About six months after their launch day they decided to use an online subscription model. Up until that point the online platform had been a free tool. “It took some time to work it out – that it would be a good revenue cycle. Then we had to think about raising a bit of capital,” John says.


This capital however, wasn’t venture capital. It was customer funded capital. Because schools do their budgets in April the group realised that if a few schools would buy into the online product – before the Pobble team had even built it, truth be told – they would sign up and pay them with cash in advance. “Cash for schools is no problem because they get their money allocated in April, so paying us in August is fine,” says Jon. “We had something like 80 subscriptions ahead of time so we were able to bring that money into the bank account. We used that cash to fund the developers to build the product. We found out about SEIS funding, which is a brilliant UK funding initiative which means people can fund your business with very little risk. So we took our SEIS funding of £150,000 which enabled us to get more teachers to go into schools and get more customers.”


The power of community


When the group came to the point where they needed a little more financial backing, once more, they asked their customers. They crowdfunded, asking the teachers already enamoured with their product to invest five or ten pounds to get it further off the ground. “It was a PR exercise as well as a funding one,” says Jon. “The story of Pobble seemed to appeal to people on a feel-good societal level too.”


By this point, it was clear the business was a big hit. Children loved writing and sharing their work, but everyone wanted more. The group soon saw the scale of the task ahead of them. “At a school there’s the head teacher looking at the Pobble dashboard to see who’s using what and how, you’ve got each of the teachers managing a class, each of the children have got their own login so there’s safety and data protection issues around that,” says Jon. “The schools also need to connect with the parents. The backend of the tool needs to be far more complicated to do that. We took the decision to raise more money and accelerate that growth.”

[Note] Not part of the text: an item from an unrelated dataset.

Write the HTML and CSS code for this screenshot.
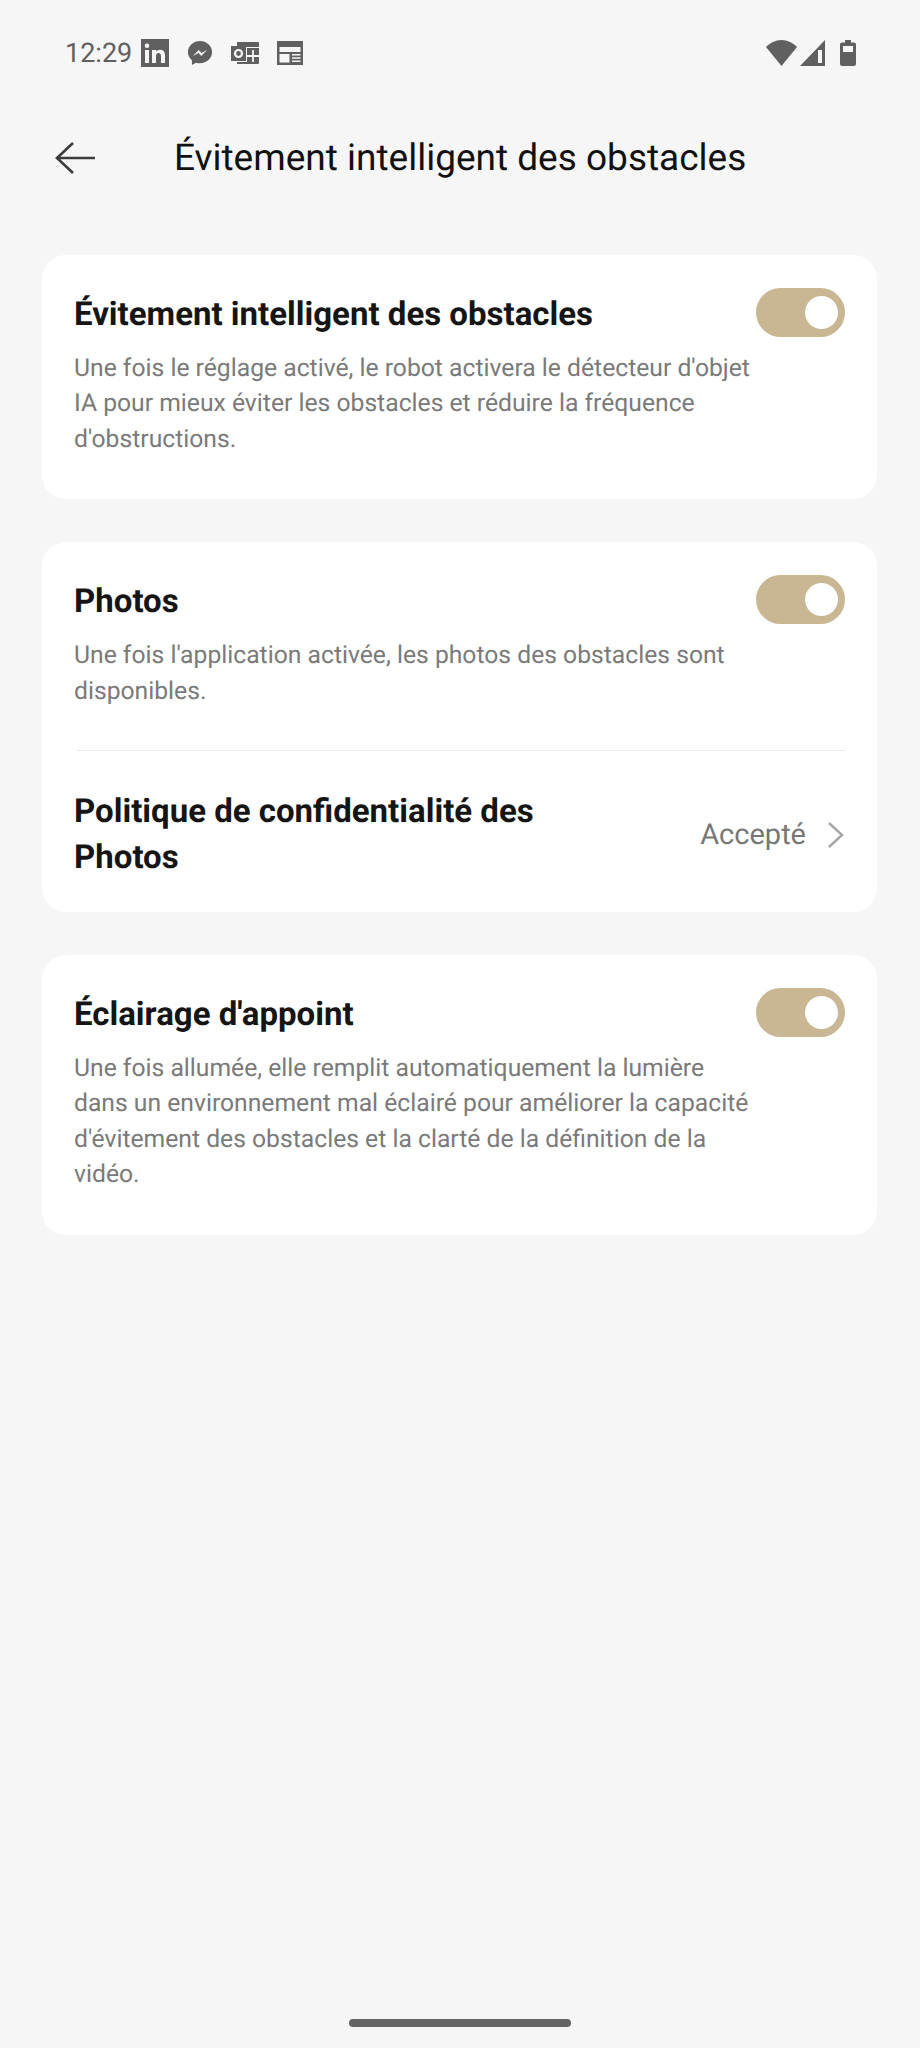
FILE: index.html
```html
<!DOCTYPE html>
<html lang="fr">
<head>
    <meta charset="UTF-8">
    <title>Évitement intelligent des obstacles</title>
    <meta name="viewport" content="width=device-width, initial-scale=1.0">
    <link rel="stylesheet" href="styles.css">
</head>
<body>

<!-- Barre d'état -->
<div class="status-bar">
    <div class="status-left">
        <span class="time">12:29</span>
        <svg class="icon-linkedin" width="28" height="28" viewBox="0 0 28 28"><path fill="#606060" fill-rule="evenodd" d="M0 0h28v28H0zM4 11v13h4V11zM6 4.500a2.300 2.300 0 1 0 0 4.600 2.300 2.300 0 0 0 0-4.600zM11 11v13h4v-7c0-2 1-3 2.500-3s2.500 1 2.500 3v7h4v-8c0-3.500-2-5.300-4.800-5.300-1.800 0-3 .8-3.700 2V11z"/></svg>
        <svg class="icon-messenger" width="26" height="26" viewBox="0 0 28 28"><path fill="#606060" d="M14 1C6.800 1 1 6.300 1 13c0 3.600 1.600 6.700 4.300 8.900V27l4.500-2.500c1.300.4 2.700.6 4.200.6 7.200 0 13-5.400 13-12.100S21.200 1 14 1z"/><path fill="#f6f6f6" d="M6.500 17.200l6-6.400 3.200 3.200 5.800-3.200-6 6.400-3.200-3.200z"/></svg>
        <svg class="icon-outlook" width="28" height="22" viewBox="0 0 28 22"><path fill="#606060" d="M6 0h21a1 1 0 0 1 1 1v4H6zM0 4h15v15H0zM16 6h12v15a1 1 0 0 1-1 1H6v-2h10z"/><path fill="none" stroke="#f6f6f6" stroke-width="1.800" d="M22 8v12M16 14h12"/><circle cx="7.500" cy="11.500" r="3.500" fill="none" stroke="#f6f6f6" stroke-width="2.200"/></svg>
        <svg class="icon-news" width="26" height="24" viewBox="0 0 26 24"><path fill="#606060" d="M0 0h26v24H0z"/><path fill="#f6f6f6" d="M2.500 6h21v5h-21zM2.500 13h10v8.500h-10zM15 13h8.500v1.500H15zM15 16.300h8.500v1.500H15zM15 19.600h8.500v1.500H15z"/></svg>
    </div>
    <div class="status-right">
        <svg class="icon-wifi" width="31" height="26" viewBox="0 0 31 26"><path fill="#606060" d="M0 7C4 3 9.500 0 15.500 0S27 3 31 7L15.500 26z"/></svg>
        <svg class="icon-signal" width="25" height="26" viewBox="0 0 25 26"><path fill="#606060" d="M25 0v26H0z"/><path fill="#f6f6f6" d="M18 10h4v13h-4z"/></svg>
        <svg class="icon-battery" width="16" height="26" viewBox="0 0 16 26"><path fill="#606060" d="M5 0h6v2.500h3a2 2 0 0 1 2 2V24a2 2 0 0 1-2 2H2a2 2 0 0 1-2-2V4.500a2 2 0 0 1 2-2h3z"/><path fill="#f6f6f6" d="M3 6h10v6H3z"/></svg>
    </div>
</div>

<!-- En-tête -->
<header class="page-header">
    <svg class="back" width="42" height="34" viewBox="0 0 42 34"><path fill="none" stroke="#3c3c3c" stroke-width="2.600" d="M2 17h38M18 2L2 17l16 15"/></svg>
    <h1>Évitement intelligent des obstacles</h1>
</header>

<main class="cards">
    <section class="card">
        <div class="row">
            <div class="row-text">
                <h2>Évitement intelligent des obstacles</h2>
                <p>Une fois le réglage activé, le robot activera le détecteur d'objet IA pour mieux éviter les obstacles et réduire la fréquence d'obstructions.</p>
            </div>
            <span class="switch"></span>
        </div>
    </section>

    <section class="card">
        <div class="row">
            <div class="row-text">
                <h2>Photos</h2>
                <p>Une fois l'application activée, les photos des obstacles sont disponibles.</p>
            </div>
            <span class="switch"></span>
        </div>
        <hr class="divider">
        <div class="link-row">
            <h2 class="link-title">Politique de confidentialité des Photos</h2>
            <span class="link-value">Accepté</span>
            <svg class="chevron" width="18" height="28" viewBox="0 0 18 28"><path fill="none" stroke="#a6a6a6" stroke-width="2.400" d="M2 2l13 12L2 26"/></svg>
        </div>
    </section>

    <section class="card">
        <div class="row">
            <div class="row-text">
                <h2>Éclairage d'appoint</h2>
                <p>Une fois allumée, elle remplit automatiquement la lumière dans un environnement mal éclairé pour améliorer la capacité d'évitement des obstacles et la clarté de la définition de la vidéo.</p>
            </div>
            <span class="switch"></span>
        </div>
    </section>
</main>

<div class="home-bar"></div>

</body>
</html>
```

FILE: styles.css
```css
html, body {
    margin: 0;
    padding: 0;
}
body {
    position: relative;
    width: 920px;
    height: 2048px;
    overflow: hidden;
    background-color: #f6f6f6;
    font-family: Roboto, "Liberation Sans", sans-serif;
    color: #111;
    text-rendering: geometricPrecision;
}

/* barre d'état */
.status-bar {
    display: flex;
    justify-content: space-between;
    align-items: center;
    height: 28px;
    padding: 39px 64px 0 65px;
}
.status-left, .status-right {
    display: flex;
    align-items: center;
}
.time {
    font-size: 27px;
    color: #606060;
    margin-right: 9px;
}
.icon-messenger { margin-left: 18px; }
.icon-outlook { margin-left: 18px; }
.icon-news { margin-left: 18px; }
.icon-signal { margin-left: 3px; }
.icon-battery { margin-left: 15px; }

/* en-tête */
.page-header {
    display: flex;
    align-items: center;
    height: 60px;
    margin-top: 61px;
    padding-left: 55px;
}
.back {
    flex: none;
}
.page-header h1 {
    margin: 0 0 0 77px;
    font-size: 37px;
    font-weight: 400;
    white-space: nowrap;
}

/* cartes */
.cards {
    display: flex;
    flex-direction: column;
    gap: 43px;
    margin: 67px 43px 0 42px;
}
.card {
    background: #fff;
    border-radius: 24px;
    padding: 30px 32px 32px;
}
.row {
    display: flex;
    justify-content: space-between;
    align-items: flex-start;
}
.row-text {
    width: 680px;
    padding: 8px 0 10px;
}
h2 {
    margin: 0;
    font-size: 33px;
    line-height: 44px;
    font-weight: 700;
    color: #151515;
}
.row-text p {
    margin: 14px 0 0;
    font-size: 24.700px;
    line-height: 35.400px;
    color: #7a7a7a;
}
.switch {
    position: relative;
    flex: none;
    width: 89px;
    height: 49px;
    margin-top: 3px;
    border-radius: 25px;
    background: #c9b794;
}
.switch::after {
    content: "";
    position: absolute;
    right: 7px;
    top: 8px;
    width: 33px;
    height: 33px;
    border-radius: 50%;
    background: #fff;
}
.divider {
    border: 0;
    border-top: 1px solid #ececec;
    margin: 31px 0 38px 3px;
}
.link-row {
    display: flex;
    align-items: center;
}
.link-title {
    width: 500px;
    line-height: 45.500px;
}
.link-value {
    margin-left: auto;
    font-size: 29px;
    color: #777;
}
.chevron {
    margin-left: 21px;
}

.home-bar {
    position: absolute;
    left: 349px;
    top: 2019px;
    width: 222px;
    height: 8px;
    border-radius: 4px;
    background: #636363;
}
```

Because they had already hired additional teachers, revenue had increased too and they were able to add really good developers to the team before closing the second funding round. “We had investors saying ‘This is great, but do you really have the tech expertise to be able to develop to this level?’” says Jon. “Because we had made a really good start on the platform before we approached investors, we were able to say ‘Look, we’ve done this already and see how much we’ve achieved.’ It made a compelling case for investors.”


The future is customer funded


Pobble has grown and grown. The platform has shared 64,000 pieces of writing this year. Everything appears in children’s own handwriting, much to the delight of parents, grandparents, aunts and uncles all over the UK. “They love seeing what children are doing at school and engaging with that,” says Jon. “Peer to peer assessment is getting bigger. Children also enjoy looking at each other’s work and talking about it.”


Does Jon think he’ll have to raise larger amounts of capital at some point? Because of their funding model, they managed to take £250,000 in cash from their schools before this academic year even started, so they look pretty good right now without raising funding. “If you look at cash flow and cost, or cash out, that puts us in a very good position,” says Jon. “If we want to go international we might need extra financing for things like legal and compliance for setting up in other countries. But we’ll cross that bridge when we come to it.”